“Seven Sisters” Donate Kidneys

Loyola sets world record for kidney donations from a single organization

Kindness seems to be contagious at Loyola University Medical Center.

Five of the Maywood hospital's employees have donated kidneys to complete strangers since last year, and two others were good Samaritan kidney donors to casual acquaintances.

The altruistic donors -- nicknamed "The Seven Sisters of Loyola" -- appear to have set a world record for the most employees of a single company donating kidneys to non-relatives, hospital officials said Wednesday.

The women said they had no other motive for becoming living donors than to give others a second chance at life.

Kidneys are the most in-demand donor organs. Every year, thousands of Americans die while waiting for one.

The majority of transplanted kidneys come from deceased donors or from relatives or close friends who agree to donate to someone they know. So-called good Samaritan, or altruistic, donors are more rare.

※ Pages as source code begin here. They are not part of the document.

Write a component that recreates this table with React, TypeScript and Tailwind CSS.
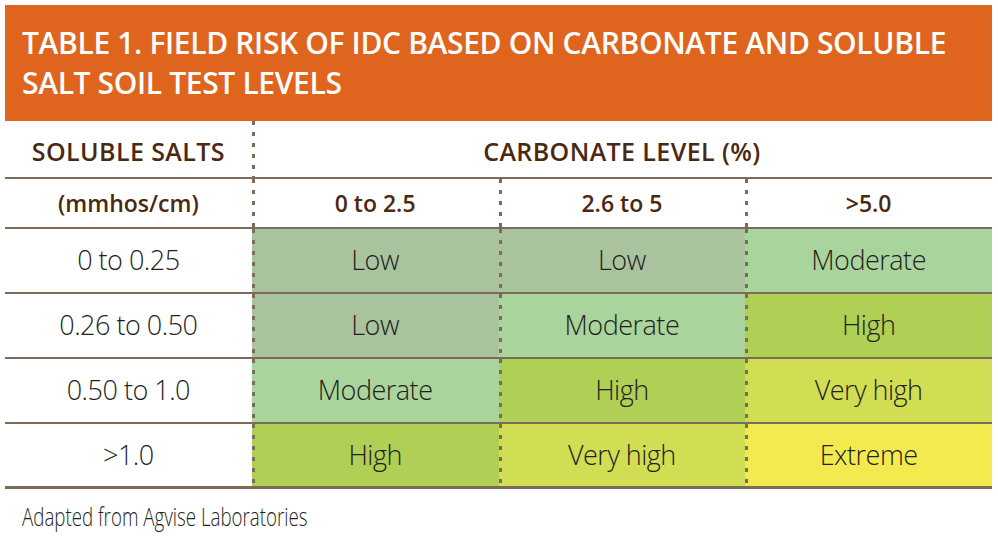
const rows = [
  { salt: '0 to 0.25', cells: ['Low', 'Low', 'Moderate'] },
  { salt: '0.26 to 0.50', cells: ['Low', 'Moderate', 'High'] },
  { salt: '0.50 to 1.0', cells: ['Moderate', 'High', 'Very high'] },
  { salt: '>1.0', cells: ['High', 'Very high', 'Extreme'] },
]

const fill: Record<string, string> = {
  Low: 'bg-[#a9c39f]',
  Moderate: 'bg-[#a9d49b]',
  High: 'bg-[#afcf55]',
  'Very high': 'bg-[#d1dd52]',
  Extreme: 'bg-[#f3ea50]',
}

// dotted divider drawn on the left edge of a cell
const dots =
  'bg-[image:repeating-linear-gradient(to_bottom,#7b6b5b_0px,#7b6b5b_4px,transparent_4px,transparent_11px)] bg-[length:3px_100%] bg-no-repeat bg-left'

export default function App() {
  return (
    <div className="bg-white min-h-[536px] pt-[5px] pl-[5px] font-['Open_Sans',sans-serif]">
      <div className="w-[987px]">
        <div className="h-[116px] bg-[#df641e] pl-[17px] pt-[18px]">
          <h1 className="text-white text-[30px] leading-[40px] font-semibold tracking-[-0.35px]">
            TABLE 1. FIELD RISK OF IDC BASED ON CARBONATE AND SOLUBLE
            <br />
            SALT SOIL TEST LEVELS
          </h1>
        </div>

        <div className="text-[#4b2810] font-semibold">
          <div className="grid grid-cols-4 h-[58px] border-b-2 border-[#7b6b5b] text-[25px] tracking-[0.4px]">
            <div className="flex items-center justify-center pt-[6px]">SOLUBLE SALTS</div>
            <div className={`col-span-3 flex items-center justify-center pt-[6px] ${dots}`}>
              CARBONATE LEVEL (%)
            </div>
          </div>
          <div className="grid grid-cols-4 h-[50px] border-b-2 border-[#7b6b5b] text-[23px]">
            <div className="flex items-center justify-center">(mmhos/cm)</div>
            <div className={`flex items-center justify-center ${dots}`}>0 to 2.5</div>
            <div className={`flex items-center justify-center ${dots}`}>2.6 to 5</div>
            <div className={`flex items-center justify-center ${dots}`}>&gt;5.0</div>
          </div>
        </div>

        <div className="text-[#231f20] text-[27px] font-light tracking-[-0.5px]">
          {rows.map((r, i) => (
            <div
              key={r.salt}
              className={`grid grid-cols-4 h-[65px] border-[#7b6b5b] ${
                i === rows.length - 1 ? 'border-b-[3px]' : 'border-b-2'
              }`}
            >
              <div className="flex items-center justify-center">{r.salt}</div>
              {r.cells.map((c, j) => (
                <div key={j} className={`flex items-center justify-center ${fill[c]} ${dots}`}>
                  {c}
                </div>
              ))}
            </div>
          ))}
        </div>

        <div className="pt-[8px] pl-[17px]">
          <span className="inline-block origin-left scale-x-[0.72] text-[26px] font-light text-[#231f20] whitespace-nowrap">
            Adapted from Agvise Laboratories
          </span>
        </div>
      </div>
    </div>
  )
}
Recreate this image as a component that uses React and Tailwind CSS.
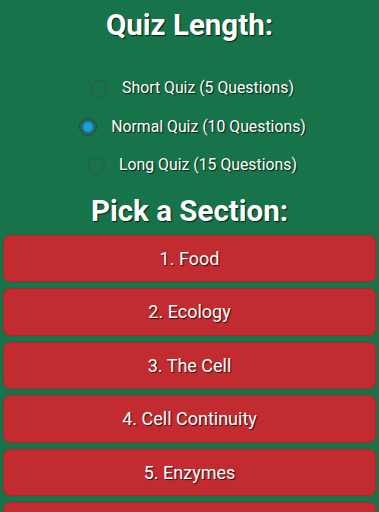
import { useState } from 'react'

const LENGTHS = [
  { id: 5, label: 'Short Quiz (5 Questions)' },
  { id: 10, label: 'Normal Quiz (10 Questions)' },
  { id: 15, label: 'Long Quiz (15 Questions)' },
]

const SECTIONS = ['1. Food', '2. Ecology', '3. The Cell', '4. Cell Continuity', '5. Enzymes', '6. Photosynthesis']

const shadow = '[text-shadow:1px_1px_1px_rgba(0,0,0,0.75)]'

function Radio({ checked }) {
  return checked ? (
    <span className="flex items-center justify-center w-[18px] h-[18px] rounded-full bg-[#236a63] border border-[#1c5148]">
      <span className="w-[10px] h-[10px] rounded-full bg-[#1c9ddd]" />
    </span>
  ) : (
    <span className="w-[17px] h-[17px] rounded-full border border-[#3b5247]" />
  )
}

export default function App() {
  const [length, setLength] = useState(10)

  return (
    <div className="h-[512px] bg-[#17734a] text-white font-['Roboto',sans-serif] overflow-hidden">
      <h1 className={`text-center text-[29.5px] font-bold leading-[34px] pt-[8px] ${shadow}`}>Quiz Length:</h1>

      <div className="mt-[27px] flex flex-col">
        {LENGTHS.map(l => (
          <button key={l.id} onClick={() => setLength(l.id)}
            className="h-[38.5px] pl-[6px] flex items-center justify-center gap-[14px]">
            <Radio checked={length === l.id} />
            <span className={`text-[15.8px] ${shadow}`}>{l.label}</span>
          </button>
        ))}
      </div>

      <h2 className={`text-center text-[29.5px] font-bold leading-[34px] mt-[9px] ${shadow}`}>Pick a Section:</h2>

      <div className="mt-[7px] px-[3px] flex flex-col gap-[6px]">
        {SECTIONS.map(s => (
          <button key={s}
            className={`h-[47.5px] shrink-0 rounded-[7px] bg-[#c22c31] border border-[#a8282b] text-[18px] ${shadow}`}>
            {s}
          </button>
        ))}
      </div>
    </div>
  )
}
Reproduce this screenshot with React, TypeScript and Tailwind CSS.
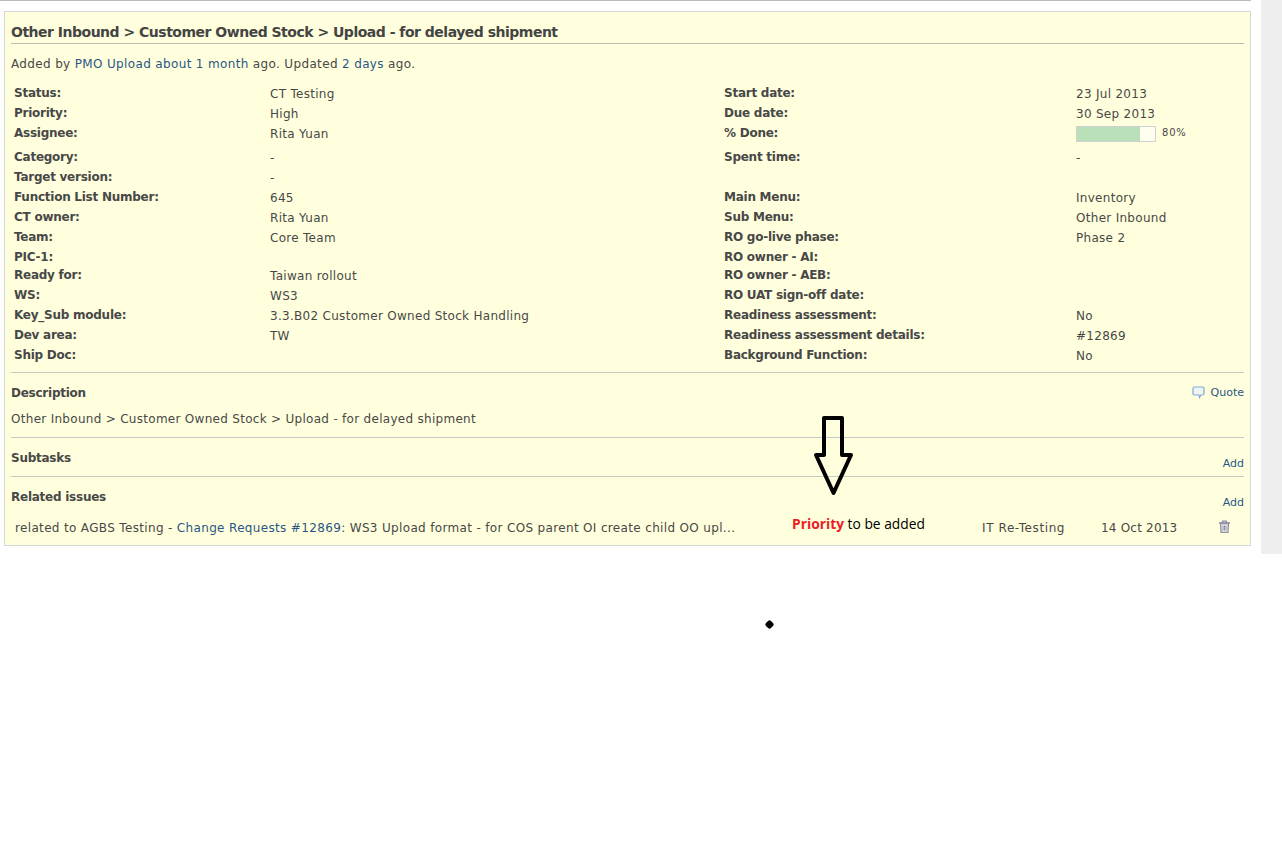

Dr. Paul K. Whelton, president and chief executive officer of Loyola University Health System, said the Seven Sisters’ record-setting generosity "is just one of the many instances at Loyola in which our employees demonstrate their commitment to upholding our Catholic-Jesuit tradition of Magis, which challenges us to do more."

The first altruistic donor was Dr. Susan Hou, medical director of Loyola’s renal transplant program, who made headlines in 2002 when she gave a kidney to one of her patients, Hermelinda Gutierrez. At the time, she was believed to be the first U.S. physician to donate a kidney to a patient.

Hou said she got the idea to donate 30 years earlier when a close friend suffered kidney failure and needed a transplant.

Barbara Thomas, an administrative secretary in Loyola’s kidney transplant program, followed Hou’s lead when she donated a kidney to her 34-year-old tenant, James Love, in 2009.

The transplant allowed Love — who suffered from kidney failure as a result of sickle cell anemia --  to get off dialysis and get back to playing catch with his son and being able to “sit and talk with my daughter," he said.

"That stuff is priceless, and she gave it all back to me," Love said of Thomas.

Five other Loyola employees gave kidneys to complete strangers in 2010.

They are: credentialing coordinator Cristina Lamb, whose kidney went to a Rockford man; dental hygienist Jodi Tamen, whose kidney went to a poet in California; Dorothy Jambrosek, administrative director of the Graduate Medical Education Program; registered nurse Jane Thomas; and Cynthia Blakemore, manager of Loyola’s clinical laboratory department.